Find the sum $\displaystyle\sum_{n=1}^\infty\left(\frac{2\cos n}{\sqrt{n}}-\frac{1}{\sqrt{n}}\right)\left(\frac{2\cos n}{n}\right)^3\left(\frac{2\cos n}{\sqrt{n}}+\frac{1}{\sqrt{n}}\right)$.
I tried in many ways, like applying Fourier series, GP formula, $\cos^3x$, conversions but nothing worked out.

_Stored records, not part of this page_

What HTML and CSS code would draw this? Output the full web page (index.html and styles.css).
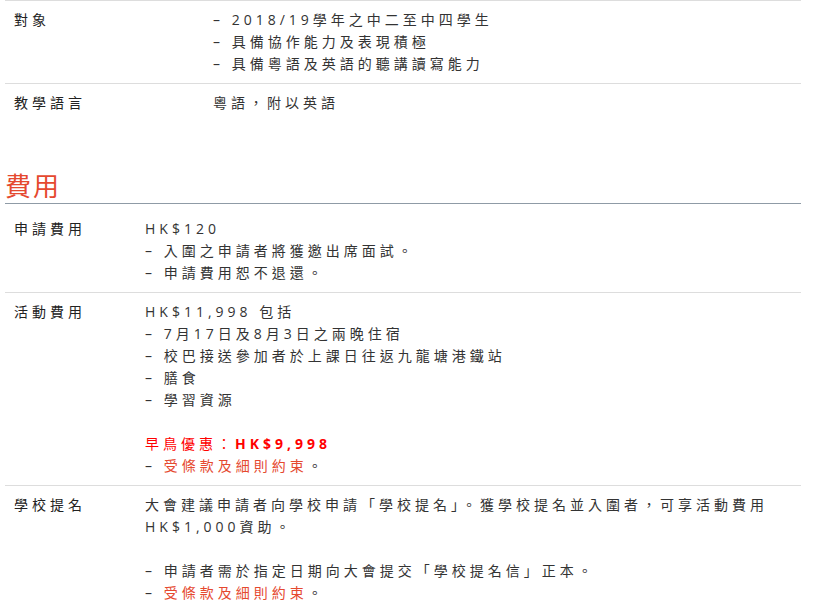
FILE: index.html
```html
<!DOCTYPE html>
<html lang="zh-Hant">
<head>
<meta charset="utf-8">
<title>費用</title>
<link rel="stylesheet" href="styles.css">
</head>
<body>
<div class="page">
  <dl class="info info-wide">
    <div class="row">
      <dt>對象</dt>
      <dd>
        <p>– 2018/19學年之中二至中四學生</p>
        <p>– 具備協作能力及表現積極</p>
        <p>– 具備粵語及英語的聽講讀寫能力</p>
      </dd>
    </div>
    <div class="row">
      <dt>教學語言</dt>
      <dd><p>粵語，附以英語</p></dd>
    </div>
  </dl>

  <h2 class="section-title">費用</h2>

  <dl class="info info-narrow">
    <div class="row">
      <dt>申請費用</dt>
      <dd>
        <p>HK$120</p>
        <p>– 入圍之申請者將獲邀出席面試。</p>
        <p>– 申請費用恕不退還。</p>
      </dd>
    </div>
    <div class="row">
      <dt>活動費用</dt>
      <dd>
        <p>HK$11,998 包括</p>
        <p>– 7月17日及8月3日之兩晚住宿</p>
        <p>– 校巴接送參加者於上課日往返九龍塘港鐵站</p>
        <p>– 膳食</p>
        <p>– 學習資源</p>
        <p class="gap"><span class="promo">早鳥優惠：<strong>HK$9,998</strong></span></p>
        <p>– <span class="terms">受條款及細則約束</span>。</p>
      </dd>
    </div>
    <div class="row">
      <dt>學校提名</dt>
      <dd>
        <p>大會建議申請者向學校申請「學校提名」。獲學校提名並入圍者，可享活動費用HK$1,000資助。</p>
        <p class="gap">– 申請者需於指定日期向大會提交「學校提名信」正本。</p>
        <p>– <span class="terms">受條款及細則約束</span>。</p>
      </dd>
    </div>
  </dl>
</div>
</body>
</html>
```

FILE: styles.css
```css
html, body {
  margin: 0;
  padding: 0;
  background: #fff;
}

body {
  font-family: "Open Sans", "Noto Sans CJK TC", sans-serif;
  font-size: 14px;
  line-height: 22px;
  letter-spacing: 4px;
  color: #333;
}

.page {
  margin-left: 5px;
  width: 796px;
}

.info {
  margin: 0;
}

.info .row {
  display: grid;
  padding: 8px 9px 8px;
  border-top: 1px solid #ddd;
}

.info-wide .row {
  grid-template-columns: 199px 1fr;
}

.info-narrow .row {
  grid-template-columns: 131px 1fr;
}

.info-narrow .row:first-child {
  border-top: none;
  padding-top: 14px;
}

.info dt {
  color: #222;
}

.info dd {
  margin: 0;
}

.info p {
  margin: 0;
}

.info p.gap {
  margin-top: 22px;
}

.promo {
  color: #f00;
}

.promo strong {
  font-weight: 700;
}

.terms {
  color: #e5492f;
}

.section-title {
  margin: 47px 0 0;
  font-size: 26px;
  line-height: 34px;
  font-weight: normal;
  letter-spacing: 2px;
  color: #e5492f;
  border-bottom: 1px solid #8f9ba6;
}
```
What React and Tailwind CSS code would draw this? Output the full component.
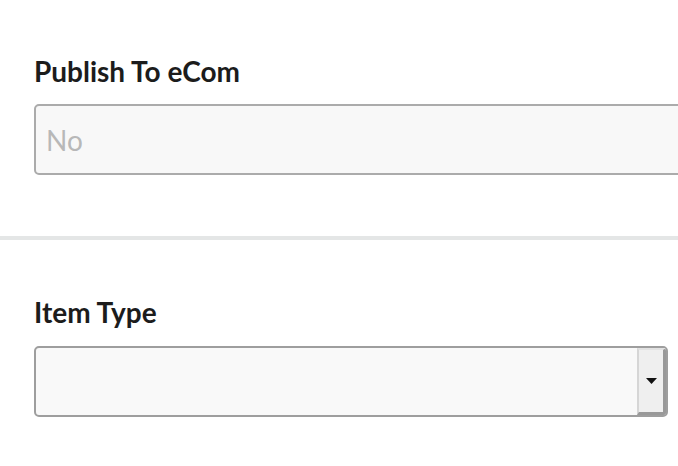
import React from 'react';

const Label = ({ children }) => (
    <div className="text-[28px] leading-[32px] font-bold text-[#1c1c1c]">{children}</div>
);

export default function App() {
    return (
        <div className="w-[678px] h-[466px] overflow-hidden bg-white" style={{ fontFamily: 'Lato, "Open Sans", sans-serif' }}>
            <div className="pl-[34px] pt-[55px]">
                <Label>Publish To eCom</Label>
                <div className="mt-[17px] w-[700px] h-[71px] flex items-center px-[10px] border-2 border-[#ababab] rounded-[5px] bg-[#f8f8f8]">
                    <span className="text-[28px] text-[#b8b8b8]">No</span>
                </div>
            </div>

            <div className="mt-[61px] h-[4px] bg-[#e4e6e6]" />

            <div className="pl-[34px] pt-[56px]">
                <Label>Item Type</Label>
                <div className="mt-[18px] w-[634px] h-[71px] flex border-2 border-[#9e9e9e] rounded-[5px] bg-[#f9f9f9] overflow-hidden">
                    <div className="flex-1" />
                    <div className="w-[29px] flex items-center justify-center bg-[#efefef] border-l-2 border-t-2 border-l-[#d6d6d6] border-t-[#e2e2e2] border-r-[3px] border-b-[3px] border-r-[#999] border-b-[#999]">
                        <svg width="11" height="6" viewBox="0 0 11 6">
                            <path d="M0 0 L11 0 L5.5 6 Z" fill="#111" />
                        </svg>
                    </div>
                </div>
            </div>
        </div>
    );
}
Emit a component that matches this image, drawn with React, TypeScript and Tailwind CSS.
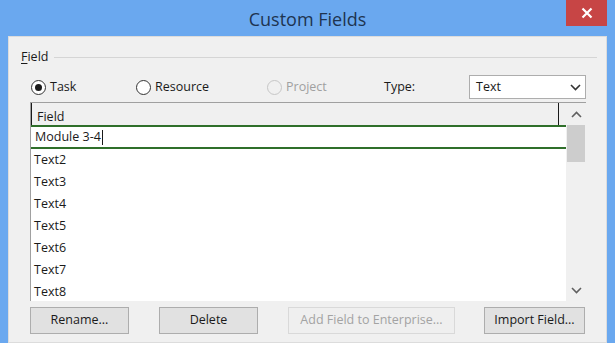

Doing some algebraic manipulation we get that your sum $S$ is equal to \begin{align*} S &= 8\sum_{n \ge 1}\frac{\cos^3(n)}{n^4}\left(2\cos(n) -1 \right)\left(2\cos(n) +1 \right)\\ & =8\sum_{n \ge 1}\frac{\cos^3(n)}{n^4}\left(4\cos^2(n) -1 \right)\\ & = 32\sum_{n \ge 1}\frac{\cos^5(n)}{n^4} -8\sum_{n \ge 1}\frac{\cos^3(n)}{n^4} \end{align*} Now, expanding the cosines in the numerators we get $\cos^3(x) = \frac{3}{4}\cos(x) +\frac{1}{4}\cos(3x)$ and $\cos^5(x) = \frac{10}{16}\cos(x) + \frac{5}{16}\cos(3x) + \frac{1}{16}\cos(5x)$. This means that the sum can thus be written as: \begin{align*} S &= 2\left[10\sum_{n \ge 1}\frac{\cos(n)}{n^4} + 5\sum_{n \ge 1}\frac{\cos(3n)}{n^4} + \sum_{n \ge 1}\frac{\cos(5n)}{n^4} -3 \sum_{n \ge 1}\frac{\cos(n)}{n^4} -\sum_{n \ge 1}\frac{\cos(3n)}{n^4}\right]\\ & =2\left[7\sum_{n \ge 1}\frac{\cos(n)}{n^4} + 4\sum_{n \ge 1}\frac{\cos(3n)}{n^4} + \sum_{n \ge 1}\frac{\cos(5n)}{n^4} \right] \end{align*} But since we know from this answer that $$ \sum_{n\ge 1}\frac{\cos(n\,x)}{n^4}=\frac{\pi^4}{90}-\frac{\pi^2}{12}x^2+\frac{\pi}{12}x^3-\frac 1{48}x^4,\quad \text{for}\;x\in(0,2\pi) $$ Plugging in $x = 1,3,5$ and simplifying gives the final result \begin{align*} S =\boxed{\frac{4 \pi^4}{15}- \frac{34 \pi^2}{3} + 40 \pi-\frac{239}{6}} \end{align*}